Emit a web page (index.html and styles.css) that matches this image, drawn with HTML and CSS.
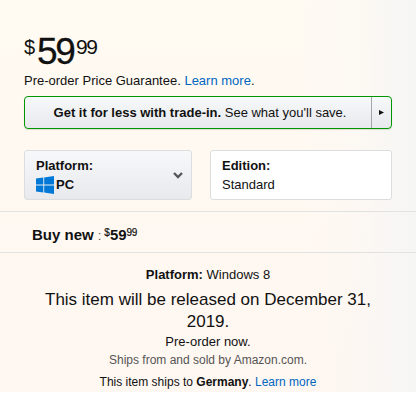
FILE: index.html
```html
<!DOCTYPE html>
<html lang="en">
<head>
<meta charset="utf-8">
<title>Purchase options</title>
<link rel="stylesheet" href="styles.css">
</head>
<body>
<main class="panel">
  <div class="price"><span class="currency">$</span><span class="whole">59</span><span class="cents">99</span></div>
  <p class="guarantee">Pre-order Price Guarantee. <a class="link">Learn more</a>.</p>
  <div class="trade">
    <div class="trade-text"><span><b>Get it for less with trade-in.</b> See what you'll save.</span></div>
    <div class="trade-arrow"><svg width="5" height="5" viewBox="0 0 5 5"><path d="M0 0L5 2.5L0 5Z" fill="#111"/></svg></div>
  </div>
  <div class="options">
    <div class="option platform">
      <div>
        <b class="label">Platform:</b>
        <div class="value"><svg width="18" height="18" viewBox="0 0 18 18" fill="#0078d7"><path d="M0 2.6L7.3 1.6V8.5H0ZM8.2 1.4L18 0V8.5H8.2ZM0 9.4H7.3V16.4L0 15.4ZM8.2 9.4H18V18L8.2 16.6Z"/></svg><b>PC</b></div>
      </div>
      <svg class="chevron" width="10" height="7" viewBox="0 0 10 7"><path d="M1 1L5 5L9 1" fill="none" stroke="#555" stroke-width="2.3"/></svg>
    </div>
    <div class="option edition">
      <div><b class="label">Edition:</b><div class="value">Standard</div></div>
    </div>
  </div>
  <div class="buy"><b class="buy-title">Buy new</b><span class="colon">:</span><span class="small-sign">$</span><b class="buy-whole">59</b><span class="small-cents">99</span></div>
  <section class="details">
    <p class="system"><b>Platform:</b> Windows 8</p>
    <p class="release">This item will be released on December 31, 2019.</p>
    <p class="preorder">Pre-order now.</p>
    <p class="seller">Ships from and sold by Amazon.com.</p>
    <p class="shipping">This item ships to <b>Germany</b>. <a class="link">Learn more</a></p>
  </section>
</main>
</body>
</html>
```
FILE: styles.css
```css
* { box-sizing: border-box; }
body {
  margin: 0;
  background: #fff;
  color: #111;
  font: 13px/19px "Liberation Sans", Arial, sans-serif;
}
p { margin: 0; }
svg { display: block; }
.panel {
  height: 392px;
  padding-top: 36px;
  overflow: hidden;
  background:
    linear-gradient(90deg, transparent 300px, rgba(246, 246, 245, .3) 360px, #f6f6f5 412px),
    linear-gradient(#fffaf2, #fff7f1);
}
.link { color: #0066c0; }
.price { display: flex; height: 35px; padding-left: 24px; }
.currency { width: 13px; font-size: 20px; line-height: 22px; }
.whole { width: 39px; font-size: 37px; line-height: 32px; letter-spacing: -2.3px; -webkit-text-stroke: .3px #111; }
.cents { font-size: 21px; line-height: 22px; letter-spacing: -1.5px; }
.guarantee { padding-left: 24px; }
.trade {
  display: flex;
  width: 368px;
  height: 33px;
  margin: 6px 0 0 24px;
  border: 1px solid #009600;
  border-radius: 4px;
  background: linear-gradient(#f7f8fa, #e7e9ec);
  box-shadow: 0 1px 1px rgba(0, 0, 0, .12);
}
.trade-text { flex: 1; display: flex; align-items: center; justify-content: center; padding-left: 4px; }
.trade-arrow { display: flex; width: 20px; align-items: center; justify-content: center; border-left: 1px solid #a2a6ac; }
.options { display: flex; gap: 18px; padding: 21px 24px 0; }
.option { height: 50px; padding: 5px 11px; border: 1px solid #dcdddf; border-radius: 3px; }
.platform { display: flex; width: 168px; align-items: center; justify-content: space-between; padding-right: 8px; background: linear-gradient(#f7f8fa, #e7e9ec); }
.edition { width: 182px; background: #fff; }
.label { display: block; }
.value { display: flex; align-items: center; gap: 2px; height: 19px; }
.buy {
  display: flex;
  height: 42px;
  margin-top: 11px;
  padding: 13px 0 0 32px;
  border: solid #e1e2e2;
  border-width: 1px 0;
}
.buy-title { font-size: 15px; }
.colon { padding: 1px 3px 0 4px; color: #555; }
.small-sign, .small-cents { font-size: 10px; line-height: 15px; -webkit-text-stroke: .2px #111; }
.small-cents { letter-spacing: -.4px; }
.buy-whole { font-size: 15px; }
.details { padding: 12px 0 0; text-align: center; }
.release { width: 368px; margin: 5px auto 0; font-size: 17px; line-height: 22px; }
.preorder { line-height: 18px; }
.seller { color: #555; font-size: 12px; line-height: 18px; }
.shipping { margin-top: 4px; font-size: 12px; line-height: 18px; }
```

_Work required_
Quote the material word for word, dropping any images it holds.

_Task output_
Emit a web page (index.html and styles.css) that matches this image, drawn with HTML and CSS.
FILE: index.html
```html
<!DOCTYPE html>
<html lang="en">
<head>
<meta charset="utf-8">
<title>Purchase options</title>
<link rel="stylesheet" href="styles.css">
</head>
<body>
<main class="panel">
  <div class="price"><span class="currency">$</span><span class="whole">59</span><span class="cents">99</span></div>
  <p class="guarantee">Pre-order Price Guarantee. <a class="link">Learn more</a>.</p>
  <div class="trade">
    <div class="trade-text"><span><b>Get it for less with trade-in.</b> See what you'll save.</span></div>
    <div class="trade-arrow"><svg width="5" height="5" viewBox="0 0 5 5"><path d="M0 0L5 2.5L0 5Z" fill="#111"/></svg></div>
  </div>
  <div class="options">
    <div class="option platform">
      <div>
        <b class="label">Platform:</b>
        <div class="value"><svg width="18" height="18" viewBox="0 0 18 18" fill="#0078d7"><path d="M0 2.6L7.3 1.6V8.5H0ZM8.2 1.4L18 0V8.5H8.2ZM0 9.4H7.3V16.4L0 15.4ZM8.2 9.4H18V18L8.2 16.6Z"/></svg><b>PC</b></div>
      </div>
      <svg class="chevron" width="10" height="7" viewBox="0 0 10 7"><path d="M1 1L5 5L9 1" fill="none" stroke="#555" stroke-width="2.3"/></svg>
    </div>
    <div class="option edition">
      <div><b class="label">Edition:</b><div class="value">Standard</div></div>
    </div>
  </div>
  <div class="buy"><b class="buy-title">Buy new</b><span class="colon">:</span><span class="small-sign">$</span><b class="buy-whole">59</b><span class="small-cents">99</span></div>
  <section class="details">
    <p class="system"><b>Platform:</b> Windows 8</p>
    <p class="release">This item will be released on December 31, 2019.</p>
    <p class="preorder">Pre-order now.</p>
    <p class="seller">Ships from and sold by Amazon.com.</p>
    <p class="shipping">This item ships to <b>Germany</b>. <a class="link">Learn more</a></p>
  </section>
</main>
</body>
</html>
```
FILE: styles.css
```css
* { box-sizing: border-box; }
body {
  margin: 0;
  background: #fff;
  color: #111;
  font: 13px/19px "Liberation Sans", Arial, sans-serif;
}
p { margin: 0; }
svg { display: block; }
.panel {
  height: 392px;
  padding-top: 36px;
  overflow: hidden;
  background:
    linear-gradient(90deg, transparent 300px, rgba(246, 246, 245, .3) 360px, #f6f6f5 412px),
    linear-gradient(#fffaf2, #fff7f1);
}
.link { color: #0066c0; }
.price { display: flex; height: 35px; padding-left: 24px; }
.currency { width: 13px; font-size: 20px; line-height: 22px; }
.whole { width: 39px; font-size: 37px; line-height: 32px; letter-spacing: -2.3px; -webkit-text-stroke: .3px #111; }
.cents { font-size: 21px; line-height: 22px; letter-spacing: -1.5px; }
.guarantee { padding-left: 24px; }
.trade {
  display: flex;
  width: 368px;
  height: 33px;
  margin: 6px 0 0 24px;
  border: 1px solid #009600;
  border-radius: 4px;
  background: linear-gradient(#f7f8fa, #e7e9ec);
  box-shadow: 0 1px 1px rgba(0, 0, 0, .12);
}
.trade-text { flex: 1; display: flex; align-items: center; justify-content: center; padding-left: 4px; }
.trade-arrow { display: flex; width: 20px; align-items: center; justify-content: center; border-left: 1px solid #a2a6ac; }
.options { display: flex; gap: 18px; padding: 21px 24px 0; }
.option { height: 50px; padding: 5px 11px; border: 1px solid #dcdddf; border-radius: 3px; }
.platform { display: flex; width: 168px; align-items: center; justify-content: space-between; padding-right: 8px; background: linear-gradient(#f7f8fa, #e7e9ec); }
.edition { width: 182px; background: #fff; }
.label { display: block; }
.value { display: flex; align-items: center; gap: 2px; height: 19px; }
.buy {
  display: flex;
  height: 42px;
  margin-top: 11px;
  padding: 13px 0 0 32px;
  border: solid #e1e2e2;
  border-width: 1px 0;
}
.buy-title { font-size: 15px; }
.colon { padding: 1px 3px 0 4px; color: #555; }
.small-sign, .small-cents { font-size: 10px; line-height: 15px; -webkit-text-stroke: .2px #111; }
.small-cents { letter-spacing: -.4px; }
.buy-whole { font-size: 15px; }
.details { padding: 12px 0 0; text-align: center; }
.release { width: 368px; margin: 5px auto 0; font-size: 17px; line-height: 22px; }
.preorder { line-height: 18px; }
.seller { color: #555; font-size: 12px; line-height: 18px; }
.shipping { margin-top: 4px; font-size: 12px; line-height: 18px; }
```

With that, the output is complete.